- **Exercise requirements**
Pull out all lines from the listing below in which the word "React" appears.

- **Source material**

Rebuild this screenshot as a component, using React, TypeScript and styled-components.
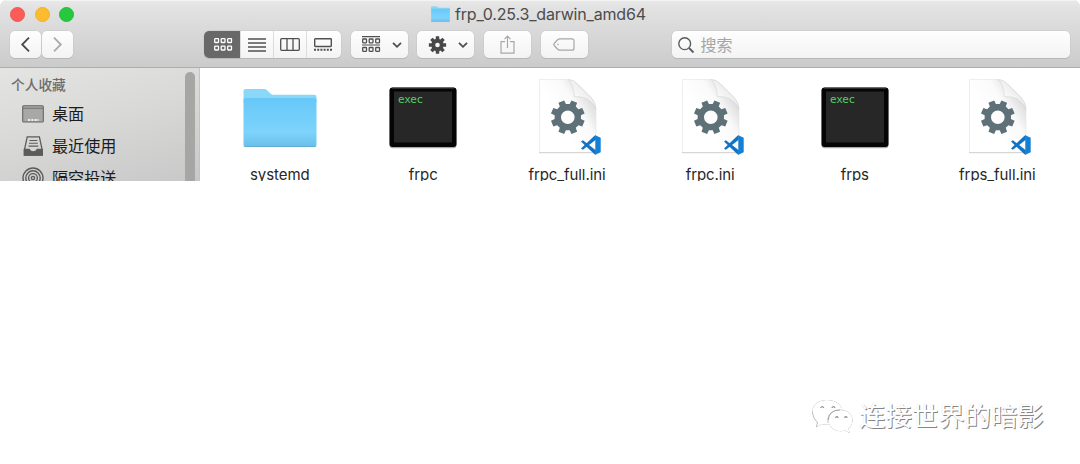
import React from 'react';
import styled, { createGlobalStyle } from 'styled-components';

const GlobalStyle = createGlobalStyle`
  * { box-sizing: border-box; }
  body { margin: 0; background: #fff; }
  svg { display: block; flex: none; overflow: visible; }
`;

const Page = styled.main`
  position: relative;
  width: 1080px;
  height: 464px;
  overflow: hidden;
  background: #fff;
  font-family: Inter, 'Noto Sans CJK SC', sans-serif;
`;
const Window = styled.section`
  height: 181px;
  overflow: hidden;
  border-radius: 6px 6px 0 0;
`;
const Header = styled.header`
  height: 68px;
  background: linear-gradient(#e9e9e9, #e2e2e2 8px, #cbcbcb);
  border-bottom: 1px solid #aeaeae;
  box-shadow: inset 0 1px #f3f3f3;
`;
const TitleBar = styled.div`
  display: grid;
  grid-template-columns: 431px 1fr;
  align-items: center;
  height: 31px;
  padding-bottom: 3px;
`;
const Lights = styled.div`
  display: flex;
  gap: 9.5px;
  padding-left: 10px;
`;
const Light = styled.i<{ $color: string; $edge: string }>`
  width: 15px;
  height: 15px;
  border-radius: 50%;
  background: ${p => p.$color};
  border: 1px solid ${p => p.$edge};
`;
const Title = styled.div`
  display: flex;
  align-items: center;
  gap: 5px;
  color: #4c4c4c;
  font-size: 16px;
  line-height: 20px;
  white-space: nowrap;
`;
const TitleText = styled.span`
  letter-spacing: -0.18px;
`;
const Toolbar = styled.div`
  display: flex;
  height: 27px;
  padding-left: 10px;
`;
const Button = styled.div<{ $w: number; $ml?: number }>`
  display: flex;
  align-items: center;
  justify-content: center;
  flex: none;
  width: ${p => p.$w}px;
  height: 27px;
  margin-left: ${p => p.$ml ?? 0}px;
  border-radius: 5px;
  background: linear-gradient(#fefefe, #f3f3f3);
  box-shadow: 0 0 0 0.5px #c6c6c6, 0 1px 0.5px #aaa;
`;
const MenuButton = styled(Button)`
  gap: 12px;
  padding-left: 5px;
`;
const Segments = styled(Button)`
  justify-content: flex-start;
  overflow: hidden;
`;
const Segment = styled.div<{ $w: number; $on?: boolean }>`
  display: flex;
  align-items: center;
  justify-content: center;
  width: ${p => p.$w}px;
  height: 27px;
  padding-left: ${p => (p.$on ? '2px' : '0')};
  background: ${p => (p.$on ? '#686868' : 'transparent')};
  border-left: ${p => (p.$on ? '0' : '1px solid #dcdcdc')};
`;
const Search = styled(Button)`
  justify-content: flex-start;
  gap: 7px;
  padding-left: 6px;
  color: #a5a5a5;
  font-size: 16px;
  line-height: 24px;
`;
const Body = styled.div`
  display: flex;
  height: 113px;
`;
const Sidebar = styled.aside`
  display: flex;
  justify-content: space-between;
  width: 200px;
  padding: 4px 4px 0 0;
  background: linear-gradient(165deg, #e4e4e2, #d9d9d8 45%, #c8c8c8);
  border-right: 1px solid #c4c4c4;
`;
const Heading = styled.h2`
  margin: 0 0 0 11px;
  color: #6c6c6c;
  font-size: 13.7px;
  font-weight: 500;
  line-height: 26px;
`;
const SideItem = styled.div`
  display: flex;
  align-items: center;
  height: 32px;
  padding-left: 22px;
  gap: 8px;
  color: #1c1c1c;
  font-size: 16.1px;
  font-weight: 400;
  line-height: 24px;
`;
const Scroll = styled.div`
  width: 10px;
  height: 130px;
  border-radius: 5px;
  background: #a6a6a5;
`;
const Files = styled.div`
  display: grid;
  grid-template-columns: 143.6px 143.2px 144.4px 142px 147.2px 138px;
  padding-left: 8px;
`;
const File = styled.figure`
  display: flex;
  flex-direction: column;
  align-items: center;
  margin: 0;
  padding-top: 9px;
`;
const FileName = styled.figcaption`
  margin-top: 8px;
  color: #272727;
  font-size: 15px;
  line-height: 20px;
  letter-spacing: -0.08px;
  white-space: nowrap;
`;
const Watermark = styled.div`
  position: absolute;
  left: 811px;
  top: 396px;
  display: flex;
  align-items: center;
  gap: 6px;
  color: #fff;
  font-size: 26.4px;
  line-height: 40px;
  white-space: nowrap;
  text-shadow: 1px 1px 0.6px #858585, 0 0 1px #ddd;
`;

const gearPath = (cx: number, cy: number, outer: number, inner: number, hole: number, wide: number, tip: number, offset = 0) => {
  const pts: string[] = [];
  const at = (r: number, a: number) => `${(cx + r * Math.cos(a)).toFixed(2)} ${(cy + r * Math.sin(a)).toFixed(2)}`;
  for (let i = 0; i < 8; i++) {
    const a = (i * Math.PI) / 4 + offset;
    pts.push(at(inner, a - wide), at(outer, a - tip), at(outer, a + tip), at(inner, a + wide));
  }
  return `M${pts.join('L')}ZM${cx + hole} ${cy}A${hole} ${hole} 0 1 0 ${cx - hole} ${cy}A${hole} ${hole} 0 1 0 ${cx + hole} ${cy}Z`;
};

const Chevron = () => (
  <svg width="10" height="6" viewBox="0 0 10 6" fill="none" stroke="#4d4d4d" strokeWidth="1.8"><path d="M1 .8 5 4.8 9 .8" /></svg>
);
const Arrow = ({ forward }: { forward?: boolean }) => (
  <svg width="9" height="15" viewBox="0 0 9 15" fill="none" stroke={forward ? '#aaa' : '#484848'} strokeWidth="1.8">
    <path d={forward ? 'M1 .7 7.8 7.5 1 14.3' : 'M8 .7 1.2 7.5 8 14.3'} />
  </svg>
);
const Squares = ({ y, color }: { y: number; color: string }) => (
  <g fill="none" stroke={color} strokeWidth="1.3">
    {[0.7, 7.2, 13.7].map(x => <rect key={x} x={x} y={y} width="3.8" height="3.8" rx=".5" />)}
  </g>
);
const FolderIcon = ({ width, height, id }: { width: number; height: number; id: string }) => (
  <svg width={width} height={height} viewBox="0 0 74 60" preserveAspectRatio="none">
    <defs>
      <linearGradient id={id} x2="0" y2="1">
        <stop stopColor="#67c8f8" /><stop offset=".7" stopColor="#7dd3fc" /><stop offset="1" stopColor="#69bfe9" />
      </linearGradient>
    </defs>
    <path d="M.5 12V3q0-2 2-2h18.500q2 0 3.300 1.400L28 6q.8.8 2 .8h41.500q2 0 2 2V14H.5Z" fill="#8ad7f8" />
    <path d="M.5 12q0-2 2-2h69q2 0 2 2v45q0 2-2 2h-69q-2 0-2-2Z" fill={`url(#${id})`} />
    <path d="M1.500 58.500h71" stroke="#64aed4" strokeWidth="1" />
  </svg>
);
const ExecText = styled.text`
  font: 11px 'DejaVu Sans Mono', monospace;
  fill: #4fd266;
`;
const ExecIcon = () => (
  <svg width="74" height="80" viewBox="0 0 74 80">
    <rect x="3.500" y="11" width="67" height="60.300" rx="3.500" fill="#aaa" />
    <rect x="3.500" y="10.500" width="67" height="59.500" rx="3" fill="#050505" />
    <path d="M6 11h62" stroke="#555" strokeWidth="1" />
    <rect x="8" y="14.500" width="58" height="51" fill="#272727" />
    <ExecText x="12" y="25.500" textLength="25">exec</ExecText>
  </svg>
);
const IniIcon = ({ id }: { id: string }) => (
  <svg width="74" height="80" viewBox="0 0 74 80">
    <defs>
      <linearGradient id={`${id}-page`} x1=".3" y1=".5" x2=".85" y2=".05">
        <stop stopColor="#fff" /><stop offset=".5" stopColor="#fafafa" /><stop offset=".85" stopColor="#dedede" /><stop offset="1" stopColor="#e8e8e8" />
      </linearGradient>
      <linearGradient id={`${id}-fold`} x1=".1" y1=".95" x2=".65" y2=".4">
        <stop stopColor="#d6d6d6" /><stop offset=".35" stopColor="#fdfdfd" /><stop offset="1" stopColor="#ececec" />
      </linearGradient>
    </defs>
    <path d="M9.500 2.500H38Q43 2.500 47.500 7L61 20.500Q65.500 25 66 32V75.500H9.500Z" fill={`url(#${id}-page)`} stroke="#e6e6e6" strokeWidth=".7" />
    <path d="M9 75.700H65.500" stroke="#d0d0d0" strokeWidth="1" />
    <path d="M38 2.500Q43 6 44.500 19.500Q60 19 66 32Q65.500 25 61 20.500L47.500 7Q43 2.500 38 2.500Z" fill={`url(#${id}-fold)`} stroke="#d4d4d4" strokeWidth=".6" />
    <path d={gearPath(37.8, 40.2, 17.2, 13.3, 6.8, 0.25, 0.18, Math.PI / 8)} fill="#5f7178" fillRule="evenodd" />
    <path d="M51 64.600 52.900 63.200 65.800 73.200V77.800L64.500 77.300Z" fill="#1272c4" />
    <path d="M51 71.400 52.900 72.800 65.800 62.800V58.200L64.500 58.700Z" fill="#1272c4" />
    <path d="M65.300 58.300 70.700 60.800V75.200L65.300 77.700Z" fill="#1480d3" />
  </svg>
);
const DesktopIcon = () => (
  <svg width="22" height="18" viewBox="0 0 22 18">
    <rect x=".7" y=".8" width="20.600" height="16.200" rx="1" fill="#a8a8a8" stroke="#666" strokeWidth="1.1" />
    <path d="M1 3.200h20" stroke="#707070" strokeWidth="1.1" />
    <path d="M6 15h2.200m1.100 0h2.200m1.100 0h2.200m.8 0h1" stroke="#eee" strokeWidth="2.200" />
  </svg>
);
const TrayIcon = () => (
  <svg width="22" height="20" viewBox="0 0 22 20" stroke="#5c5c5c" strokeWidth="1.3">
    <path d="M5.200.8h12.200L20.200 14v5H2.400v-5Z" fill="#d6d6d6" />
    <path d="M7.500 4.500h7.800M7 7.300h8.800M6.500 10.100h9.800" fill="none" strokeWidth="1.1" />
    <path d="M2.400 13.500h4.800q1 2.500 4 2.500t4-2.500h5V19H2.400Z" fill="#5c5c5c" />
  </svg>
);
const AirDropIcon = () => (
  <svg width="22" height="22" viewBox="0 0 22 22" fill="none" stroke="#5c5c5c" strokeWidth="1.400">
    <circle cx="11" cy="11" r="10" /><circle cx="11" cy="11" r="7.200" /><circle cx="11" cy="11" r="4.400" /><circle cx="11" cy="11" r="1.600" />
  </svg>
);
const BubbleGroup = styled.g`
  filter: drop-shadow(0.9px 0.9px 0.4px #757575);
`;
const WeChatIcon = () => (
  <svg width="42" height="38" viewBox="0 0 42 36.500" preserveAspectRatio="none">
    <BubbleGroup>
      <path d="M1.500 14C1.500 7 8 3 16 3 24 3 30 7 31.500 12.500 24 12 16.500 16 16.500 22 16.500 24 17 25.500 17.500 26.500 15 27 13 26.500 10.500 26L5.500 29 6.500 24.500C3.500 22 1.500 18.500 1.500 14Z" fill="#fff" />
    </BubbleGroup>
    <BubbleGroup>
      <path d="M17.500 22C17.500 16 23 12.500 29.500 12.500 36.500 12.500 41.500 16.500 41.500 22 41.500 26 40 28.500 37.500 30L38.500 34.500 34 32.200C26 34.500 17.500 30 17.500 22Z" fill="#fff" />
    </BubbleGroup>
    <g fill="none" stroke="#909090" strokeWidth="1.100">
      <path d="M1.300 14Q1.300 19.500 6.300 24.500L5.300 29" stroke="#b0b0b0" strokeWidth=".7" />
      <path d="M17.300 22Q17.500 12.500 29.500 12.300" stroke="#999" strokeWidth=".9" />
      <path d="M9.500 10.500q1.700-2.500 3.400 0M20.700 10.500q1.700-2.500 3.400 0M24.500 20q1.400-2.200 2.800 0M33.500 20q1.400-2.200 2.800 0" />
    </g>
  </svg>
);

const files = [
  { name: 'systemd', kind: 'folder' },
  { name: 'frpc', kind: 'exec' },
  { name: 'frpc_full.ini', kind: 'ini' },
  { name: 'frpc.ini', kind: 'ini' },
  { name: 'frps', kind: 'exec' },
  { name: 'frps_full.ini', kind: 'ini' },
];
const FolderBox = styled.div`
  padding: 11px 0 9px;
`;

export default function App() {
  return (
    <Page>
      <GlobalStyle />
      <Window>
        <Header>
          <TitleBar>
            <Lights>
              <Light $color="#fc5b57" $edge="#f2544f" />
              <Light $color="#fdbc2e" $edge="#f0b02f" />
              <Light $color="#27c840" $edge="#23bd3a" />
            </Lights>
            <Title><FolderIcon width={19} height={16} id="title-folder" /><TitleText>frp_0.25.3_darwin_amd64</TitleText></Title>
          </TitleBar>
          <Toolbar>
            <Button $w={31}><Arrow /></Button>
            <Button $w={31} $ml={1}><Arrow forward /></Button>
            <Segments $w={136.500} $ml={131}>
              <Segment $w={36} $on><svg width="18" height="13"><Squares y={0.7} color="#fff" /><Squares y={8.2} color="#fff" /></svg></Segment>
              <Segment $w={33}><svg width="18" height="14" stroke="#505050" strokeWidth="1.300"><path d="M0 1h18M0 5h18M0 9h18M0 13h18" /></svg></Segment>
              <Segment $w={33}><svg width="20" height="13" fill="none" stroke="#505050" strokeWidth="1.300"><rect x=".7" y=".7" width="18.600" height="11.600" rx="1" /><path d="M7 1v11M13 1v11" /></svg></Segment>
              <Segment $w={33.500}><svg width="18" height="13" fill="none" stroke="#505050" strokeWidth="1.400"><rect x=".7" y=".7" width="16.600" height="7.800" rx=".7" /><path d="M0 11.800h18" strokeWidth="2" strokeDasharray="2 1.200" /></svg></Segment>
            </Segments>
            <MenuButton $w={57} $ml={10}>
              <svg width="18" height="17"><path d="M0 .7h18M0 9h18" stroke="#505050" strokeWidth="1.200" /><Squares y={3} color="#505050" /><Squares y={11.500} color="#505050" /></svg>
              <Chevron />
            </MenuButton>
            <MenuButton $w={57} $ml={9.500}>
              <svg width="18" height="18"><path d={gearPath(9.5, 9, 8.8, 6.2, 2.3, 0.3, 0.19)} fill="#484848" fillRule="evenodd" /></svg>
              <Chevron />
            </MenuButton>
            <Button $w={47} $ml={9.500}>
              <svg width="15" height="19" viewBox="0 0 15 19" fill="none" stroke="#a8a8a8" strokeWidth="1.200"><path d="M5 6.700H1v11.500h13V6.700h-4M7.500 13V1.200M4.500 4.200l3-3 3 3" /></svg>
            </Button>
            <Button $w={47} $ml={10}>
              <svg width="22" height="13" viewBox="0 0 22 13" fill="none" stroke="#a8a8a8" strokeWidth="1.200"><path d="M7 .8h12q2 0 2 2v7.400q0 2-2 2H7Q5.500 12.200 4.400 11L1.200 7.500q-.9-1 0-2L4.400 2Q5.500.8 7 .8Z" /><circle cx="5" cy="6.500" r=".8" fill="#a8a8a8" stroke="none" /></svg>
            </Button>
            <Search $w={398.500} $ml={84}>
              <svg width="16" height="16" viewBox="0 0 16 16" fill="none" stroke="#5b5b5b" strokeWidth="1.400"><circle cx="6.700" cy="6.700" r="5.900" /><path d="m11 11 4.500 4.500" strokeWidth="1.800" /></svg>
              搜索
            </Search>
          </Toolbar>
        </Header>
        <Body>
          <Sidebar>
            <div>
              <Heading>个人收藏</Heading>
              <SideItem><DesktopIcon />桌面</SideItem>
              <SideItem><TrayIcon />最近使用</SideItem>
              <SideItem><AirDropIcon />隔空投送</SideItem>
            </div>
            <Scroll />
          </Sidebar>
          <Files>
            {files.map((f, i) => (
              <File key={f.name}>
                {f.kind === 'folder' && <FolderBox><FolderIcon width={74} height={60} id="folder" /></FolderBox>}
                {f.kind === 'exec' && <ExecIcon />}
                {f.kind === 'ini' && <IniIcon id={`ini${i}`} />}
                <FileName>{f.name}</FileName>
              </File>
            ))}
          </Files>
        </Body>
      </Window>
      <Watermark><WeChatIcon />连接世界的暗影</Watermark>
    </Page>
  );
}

- **Correct output**
Rebuild this screenshot as a component, using React, TypeScript and styled-components.
import React from 'react';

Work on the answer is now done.